Dive Brief:
- Dollar Tree has filed a lawsuit against the failed Dollar Express and its owner, Sycamore Partners, accusing the firm of siphoning funds and failing to reimburse the company for $50 million in expenses, according to Supermarket News.
- Sycamore bought 330 Family Dollar stores in 2015 that were divested as part of the discount operator's merger with Dollar Tree. Sycamore enlisted Dollar Tree’s management, operations and resources under an agreement to help it transition to the Dollar Express brand. That brand never came to fruition, and Sycamore agreed to sell the stores to Dollar General earlier this year.
- Sycamore, meanwhile, sued Dollar Tree, arguing the chain undercut its rebranding efforts by opening new stores near the ones it divested, and placing underqualified staff in those stores.
Dive Insight:
The 2015 merger between Dollar Tree and Family Dollar gave the combined companies scale on par with industry leader Dollar General and its nearly 13,000 stores. The deal also created a more diverse store portfolio. Family Dollar, which serves mostly rural, low-income consumers, added its locations and resources to Dollar Tree’s many suburban stores.
Under the deal, the Federal Trade Commission required Family Dollar to divest locations across 36 states. Private-equity firm Sycamore Partners bought up these locations with the intention of rebranding them under a newly formed Dollar Express brand. Because it didn’t immediately have the expertise needed to operate the dollar stores, Sycamore signed a transfer-of-services agreement with Dollar Tree, under which the retailer would extend its resources and management expertise to the firm to help it transition.

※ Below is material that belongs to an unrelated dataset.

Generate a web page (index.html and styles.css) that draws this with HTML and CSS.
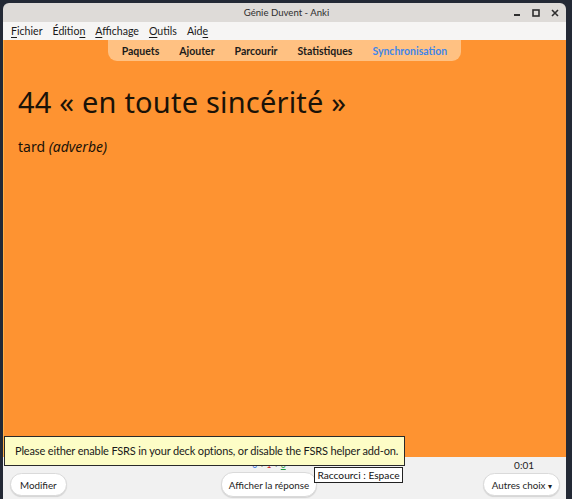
FILE: index.html
```html
<!DOCTYPE html>
<html lang="fr">
<head>
<meta charset="utf-8">
<title>Génie Duvent - Anki</title>
<link rel="stylesheet" href="styles.css">
</head>
<body>
<div class="window">
  <div class="titlebar">
    <span class="title">Génie Duvent - Anki</span>
    <div class="wm-buttons">
      <svg width="8" height="8" viewBox="0 0 8 8"><rect x="1" y="5" width="6" height="2" fill="#2e2e2e"/></svg>
      <svg width="8" height="8" viewBox="0 0 8 8"><rect x="1" y="1" width="6" height="6" fill="none" stroke="#2e2e2e" stroke-width="1.6"/></svg>
      <svg width="8" height="8" viewBox="0 0 8 8"><path d="M1 1L7 7M7 1L1 7" stroke="#2e2e2e" stroke-width="1.6"/></svg>
    </div>
  </div>
  <div class="menubar">
    <span class="menu"><u>F</u>ichier</span>
    <span class="menu">Éditio<u>n</u></span>
    <span class="menu"><u>A</u>ffichage</span>
    <span class="menu"><u>O</u>utils</span>
    <span class="menu">Aid<u>e</u></span>
  </div>
  <div class="webview">
    <nav class="toolbar">
      <span class="tb-item">Paquets</span>
      <span class="tb-item">Ajouter</span>
      <span class="tb-item">Parcourir</span>
      <span class="tb-item">Statistiques</span>
      <span class="tb-item sync">Synchronisation</span>
    </nav>
    <div class="card">
      <h1 class="front">44 « en toute sincérité »</h1>
      <p class="back">tard <i>(adverbe)</i></p>
    </div>
  </div>
  <div class="bottombar">
    <div class="bb-left">
      <button class="btn">Modifier</button>
    </div>
    <div class="bb-middle">
      <div class="counts"><span class="c-new">0</span> + <span class="c-lrn">1</span> + <span class="c-rev">0</span></div>
      <button class="btn btn-answer">Afficher la réponse</button>
    </div>
    <div class="bb-right">
      <div class="timer">0:01</div>
      <button class="btn btn-more">Autres choix <span class="caret">▾</span></button>
    </div>
  </div>
  <div class="tip-fsrs">Please either enable FSRS in your deck options, or disable the FSRS helper add-on.</div>
  <div class="tip-key">Raccourci : Espace</div>
</div>
</body>
</html>
```

FILE: styles.css
```css
html, body {
  margin: 0;
  padding: 0;
  height: 100%;
  overflow: hidden;
}
body {
  background: #232935;
  font-family: Lato, "Noto Sans", sans-serif;
}
.window {
  position: relative;
  margin: 3px 0 0 3px;
  width: 563px;
  height: 496px;
  display: flex;
  flex-direction: column;
  border-radius: 6px 6px 0 0;
  overflow: hidden;
}
.titlebar {
  height: 19px;
  background: #dedbd8;
  display: flex;
  align-items: center;
  justify-content: center;
  position: relative;
  flex: none;
}
.title {
  font-size: 9.6px;
  color: #2e2e2e;
  margin-left: 4px;
}
.wm-buttons {
  position: absolute;
  right: 7px;
  top: 6px;
  display: flex;
  gap: 11px;
}
.wm-buttons svg { display: block; }
.menubar {
  height: 18px;
  background: #f6f5f4;
  display: flex;
  align-items: center;
  padding-left: 8px;
  gap: 10px;
  flex: none;
  font-size: 10.6px;
  color: #1a1a1a;
}
.menu u { text-decoration-thickness: 1px; text-underline-offset: 2px; }
.webview {
  flex: 1;
  background: #fe9331;
  border-left: 1px solid #ffb24a;
  display: flex;
  flex-direction: column;
  min-height: 0;
}
.toolbar {
  align-self: center;
  margin-left: -1px;
  display: flex;
  gap: 20px;
  padding: 4px 14px 3px 14px;
  background: #ffc182;
  border-radius: 0 0 9px 9px;
  font-size: 10.5px;
  font-weight: bold;
  color: #1b1b1b;
  line-height: 14px;
}
.tb-item.sync { color: #3f86e8; }
.card {
  padding: 0 0 0 14px;
  color: #1a1208;
}
.front {
  margin: 21px 0 0 0;
  font-family: "Noto Sans", sans-serif;
  font-weight: normal;
  font-size: 29px;
  line-height: 40px;
  letter-spacing: 0.2px;
}
.back {
  margin: 15px 0 0 0;
  font-family: "Noto Sans", sans-serif;
  font-size: 14px;
  line-height: 20px;
}
.bottombar {
  height: 42px;
  flex: none;
  background: #f1f1f1;
  display: flex;
  align-items: flex-end;
  padding: 0 6px 3px 7px;
  box-sizing: border-box;
}
.bb-left { flex: 1; display: flex; align-items: flex-end; }
.bb-middle { display: flex; flex-direction: column; align-items: center; margin-right: 32px; }
.bb-right { flex: 1; display: flex; flex-direction: column; align-items: flex-end; }
.btn {
  font-family: Lato, "Noto Sans", sans-serif;
  font-size: 9.8px;
  color: #1e1e1e;
  background: #ffffff;
  border: 1px solid #dadada;
  border-radius: 12px;
  height: 23px;
  padding: 0 9px;
  box-shadow: 0 1px 1px rgba(0,0,0,0.12);
  white-space: nowrap;
}
.btn-answer { height: 25px; padding: 0 7px; margin-bottom: -1px; }
.btn-more { padding: 0 7px 0 8px; }
.caret { font-size: 8px; }
.counts {
  font-size: 8.5px;
  color: #555;
  line-height: 11px;
  margin-bottom: 1px;
  white-space: nowrap;
}
.c-new { color: #2d6fe0; }
.c-lrn { color: #cc2222; }
.c-rev { color: #1a9a3a; text-decoration: underline; }
.timer {
  font-size: 10px;
  color: #1e1e1e;
  margin: 0 26px 1px 0;
  line-height: 14px;
}
.tip-fsrs {
  position: absolute;
  left: 1px;
  top: 433px;
  width: 401px;
  height: 30px;
  box-sizing: border-box;
  border: 1px solid #2a2a2a;
  background: #fdfdc6;
  font-size: 11px;
  letter-spacing: -0.15px;
  color: #1a1a1a;
  line-height: 28px;
  padding-left: 10px;
  white-space: nowrap;
}
.tip-key {
  position: absolute;
  left: 311px;
  top: 464px;
  width: 89px;
  height: 16px;
  box-sizing: border-box;
  border: 1px solid #222;
  background: #ffffff;
  font-size: 10.2px;
  color: #111;
  line-height: 14px;
  text-align: center;
  white-space: nowrap;
}
```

The agreement included a timeline under which Sycamore would rebrand the stores, gain its footing and repay Dollar Tree for its services.
However, Sycamore never rebranded the stores it bought, selling them to Dollar General earlier this year. So who’s to blame for this failure to launch? The answer to that question is at the heart of these competing lawsuits.
According to Dollar Tree, Sycamore leveraged its expertise to turn Dollar Express into a “personal cash cow” for the firm, and failed to pay Dollar Tree for the inventory and services it rendered. Sycamore, meanwhile, contends that Dollar Tree sabotaged the rebranding effort by opening competing stores nearby, and by placing underqualified managers and employees in the stores it divested.
Dollar Tree’s potential meddling aside, the failure of Dollar Express underscores just how difficult it is for new retailers to enter the industry. Dollar stores have retained many of the shoppers that came to them during the recession, and have expanded their assortment to better compete with food retailers, department stores and convenience stores. With the industry having consolidated around a few large companies, and many speculating that dollar stores are immune to the pressures of e-commerce, it’s an increasingly attractive — but ultimately very difficult — environment for upstarts.